A two-acre plot of land next to the Metropolitan Branch Trail will one day be NoMa’s largest park. That’s great news for an area that plans to add another 7,000 residential units and numerous new shops and amenities over the next few years.

The plot NoMa bought from Pepco along the MBT. Photo by the author.

The NoMa Parks Foundation bought the land between the MBT and Harry Thomas Way, just before the new year. There’s a Pepco substation that will remain at the southern end of the plot adjacent to New York Avenue.

The Foundation is temporarily calling the land the NoMa Green.

The plot. The straight line that runs diagonally through the right half of the picture is the MBT. Image from NoMa BID.

“People want an area for informal recreation and relaxation,” says Robin-Eve Jasper, president of the NoMa Business Improvement District (BID), which includes the parks foundation. “Something beautiful, something that really integrates with the Metropolitan Branch Trail.”

The two-acre space is roughly comparable to Folger Park in Capitol Hill and slightly smaller than the 2.75-acre Canal Park in Navy Yard.

Designs for the space will take time. NoMa plans to hire a designer from among those who have “done the best work for these kinds of parks” and then hold a community design forum for the space before finalising any plans, says Jasper. This is unlikely to begin for at least three months, she adds.

Based on the speed of the underpass projects in NoMa, the first of which on M St NE was initially targeted for installation last fall, suggests a summer start for the NoMa Green design process.

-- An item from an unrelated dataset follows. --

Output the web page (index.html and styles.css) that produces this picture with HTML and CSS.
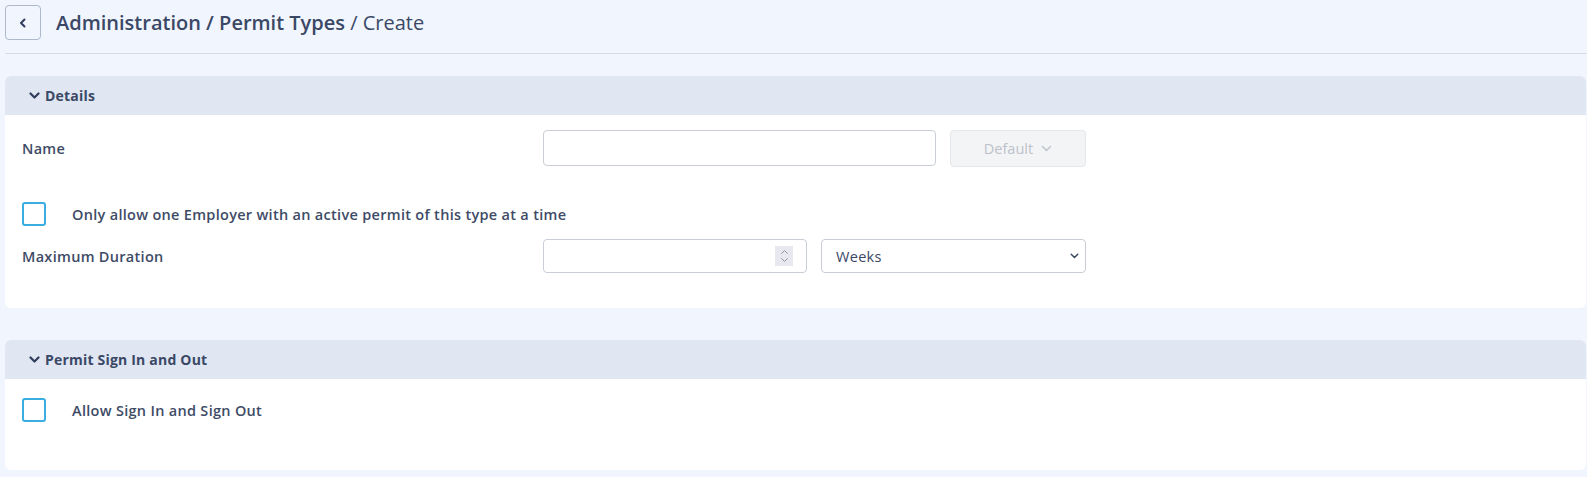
FILE: index.html
```html
<!DOCTYPE html>
<html lang="en">
<head>
    <meta charset="UTF-8">
    <meta name="viewport" content="width=device-width, initial-scale=1.0">
    <title>Create Permit Type</title>
    <link rel="stylesheet" href="styles.css">
</head>
<body>
    <div class="topbar">
        <button type="button" class="back-btn">
            <svg width="12" height="12" viewBox="0 0 12 12"><path d="M7.5 2.5 L4 6 L7.5 9.5" fill="none" stroke="#2f3d5c" stroke-width="2" stroke-linecap="round" stroke-linejoin="round"/></svg>
        </button>
        <h1 class="page-title">Administration / Permit Types <span class="current">/ Create</span></h1>
    </div>
    <div class="divider"></div>

    <section class="panel">
        <div class="panel-header">
            <svg class="caret" width="11" height="8" viewBox="0 0 11 8"><path d="M1.5 1.5 L5.5 5.5 L9.5 1.5" fill="none" stroke="#2f3d5c" stroke-width="2.2" stroke-linecap="round" stroke-linejoin="round"/></svg>
            Details
        </div>
        <div class="panel-body details-body">
            <div class="form-row">
                <label class="field-label">Name</label>
                <div class="controls">
                    <input type="text" class="text-input name-input">
                    <button type="button" class="default-btn" disabled>
                        Default
                        <svg width="11" height="7" viewBox="0 0 11 7"><path d="M1.5 1.5 L5.5 5.5 L9.5 1.5" fill="none" stroke="#bfc4cd" stroke-width="1.5" stroke-linecap="round" stroke-linejoin="round"/></svg>
                    </button>
                </div>
            </div>

            <div class="check-row">
                <span class="checkbox"></span>
                <span class="check-label">Only allow one Employer with an active permit of this type at a time</span>
            </div>

            <div class="form-row duration-row">
                <label class="field-label">Maximum Duration</label>
                <div class="controls">
                    <div class="number-input">
                        <span class="spinner">
                            <svg width="9" height="16" viewBox="0 0 9 16"><path d="M1.5 5.5 L4.5 2.5 L7.5 5.5 M1.5 10.5 L4.5 13.5 L7.5 10.5" fill="none" stroke="#8e96a4" stroke-width="1" stroke-linecap="round"/></svg>
                        </span>
                    </div>
                    <div class="select-box">
                        <span>Weeks</span>
                        <svg width="9" height="6" viewBox="0 0 9 6"><path d="M1.2 1.2 L4.5 4.5 L7.8 1.2" fill="none" stroke="#3e4b66" stroke-width="1.5" stroke-linecap="round"/></svg>
                    </div>
                </div>
            </div>
        </div>
    </section>

    <section class="panel last-panel">
        <div class="panel-header">
            <svg class="caret" width="11" height="8" viewBox="0 0 11 8"><path d="M1.5 1.5 L5.5 5.5 L9.5 1.5" fill="none" stroke="#2f3d5c" stroke-width="2.2" stroke-linecap="round" stroke-linejoin="round"/></svg>
            Permit Sign In and Out
        </div>
        <div class="panel-body sign-body">
            <div class="check-row">
                <span class="checkbox"></span>
                <span class="check-label">Allow Sign In and Sign Out</span>
            </div>
        </div>
    </section>
</body>
</html>
```

FILE: styles.css
```css
body {
    font-family: "Open Sans", "Noto Sans", sans-serif;
    background-color: #f1f5fd;
    color: #3e4b66;
    margin: 0;
    overflow: hidden;
}
.topbar {
    display: flex;
    align-items: center;
    gap: 15px;
    padding: 5px 5px 0 5px;
}
.back-btn {
    width: 36px;
    height: 35px;
    border: 1px solid #aeb8cb;
    border-radius: 4px;
    background: transparent;
    display: flex;
    align-items: center;
    justify-content: center;
    padding: 0;
}
.page-title {
    margin: 0;
    font-size: 20px;
    line-height: 24px;
    font-weight: 600;
    color: #3a4866;
}
.page-title .current {
    font-weight: 400;
}
.divider {
    height: 1px;
    background-color: #d9dce2;
    margin: 13px 0 22px 5px;
}
.panel {
    background-color: #fff;
    border-radius: 6px;
    margin: 0 1px 32px 5px;
}
.last-panel {
    margin-bottom: 0;
}
.panel-header {
    height: 39px;
    display: flex;
    align-items: center;
    gap: 5px;
    padding-left: 24px;
    background-color: #e0e6f2;
    border-radius: 6px 6px 0 0;
    font-size: 14px;
    font-weight: 700;
    letter-spacing: 0.2px;
    color: #3a4866;
}
.panel-body {
    padding: 15px 17px 35px 17px;
}
.sign-body {
    padding: 19px 17px 48px 17px;
}
.form-row {
    display: flex;
    align-items: center;
}
.field-label {
    width: 521px;
    flex-shrink: 0;
    font-size: 14.5px;
    font-weight: 600;
    letter-spacing: 0.3px;
}
.controls {
    display: flex;
    gap: 14px;
}
.text-input {
    width: 393px;
    height: 36px;
    box-sizing: border-box;
    border: 1px solid #c9ced6;
    border-radius: 4px;
}
.default-btn {
    width: 136px;
    height: 37px;
    background-color: #f3f4f6;
    border: 1px solid #e4e7eb;
    border-radius: 4px;
    color: #bcc1ca;
    font-family: inherit;
    font-size: 14.5px;
    display: flex;
    align-items: center;
    justify-content: center;
    gap: 8px;
}
.check-row {
    display: flex;
    align-items: center;
    gap: 26px;
    margin-top: 35px;
}
.sign-body .check-row {
    margin-top: 0;
}
.checkbox {
    width: 24px;
    height: 24px;
    box-sizing: border-box;
    border: 2px solid #3aaee0;
    border-radius: 3px;
}
.check-label {
    font-size: 14.5px;
    font-weight: 600;
    letter-spacing: 0.3px;
}
.duration-row {
    margin-top: 13px;
}
.number-input {
    width: 264px;
    height: 34px;
    box-sizing: border-box;
    border: 1px solid #c9ced6;
    border-radius: 4px;
    display: flex;
    align-items: center;
    justify-content: flex-end;
    padding-right: 13px;
}
.spinner {
    width: 18px;
    height: 20px;
    background-color: #e8e9ee;
    display: flex;
    align-items: center;
    justify-content: center;
}
.select-box {
    width: 265px;
    height: 34px;
    box-sizing: border-box;
    border: 1px solid #c9ced6;
    border-radius: 4px;
    display: flex;
    align-items: center;
    justify-content: space-between;
    padding: 0 6px 0 14px;
    font-size: 14.5px;
    font-weight: 500;
    letter-spacing: 0.3px;
    color: #3a4866;
}
```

NoMa has not finalised the design budget for the park since spending $14 million to buy the land from Pepco.

Connectivity will be part of the new park

The MBT will be the primary access route to the NoMa Green, says Jasper. Some of the improvements outlined in the BID’s MBT Safety and Access Study, including a Q Street connection, will likely be included in the project, she continues.

The Q Street connection involves extending the street from its current terminus Harry Thomas Way across the green to the MBT.

The Q St connection. Image from NoMa’s MBT Safety and Access Study.

Long-term NoMa envisions activating the underpass at New York Ave like what is planned for the L Street and M Street underpasses and connecting the trail to Union Market and eventually Ivy City.

An idea for a softened curve in the MBT at R Street. Image from NoMa’s MBT Safety and Access Study.

‘The most important thing we’ll do’

The NoMa Green is big. It guarantees that the neighborhood, which is slated to become the densest in Washington DC when it is built out, and those around it, including Eckington and Bloomingdale, will have green space.

“It’s huge for the neighborhood,” says Jasper. “To be able to have two acres for the people of the neighborhood to use and play on — it’s probably the most important thing we’ll do.”

With the purchase of the plot from Pepco and the deal for a lot at 3rd Street and L Street NE in October, NoMa will shift gears into a design and construction phase, after years of studies and conceptual plans, over the next few years.

Jasper anticipates the first parks — not including the L Street and M Street underpasses that she anticipates will be done later this year — will begin opening over the next couple of years.

The parks cannot come soon enough. NoMa estimates that 36,000 people live within a two sqaure mile radius of 1st Street and M Street and 1st and K Street NE — an area that stretches north to Rhode Island Avenue, south to Union Station, east to 10th Street NE and west to 6th Street NW— and anticipates another 7,000 residential units to open in its more immediate environs by 2018.

“What you’re going to have here… you’re going to get parks, shopping, retail and restaurants — it’s going to be quite an amazing place,” says Jasper.

Correction: The original version of this article said the plot extends north to R Street NE when it does not. In addition, it misstated the number of people living within a two-square mile radius of NoMa at 67,000. The correct number is 36,000.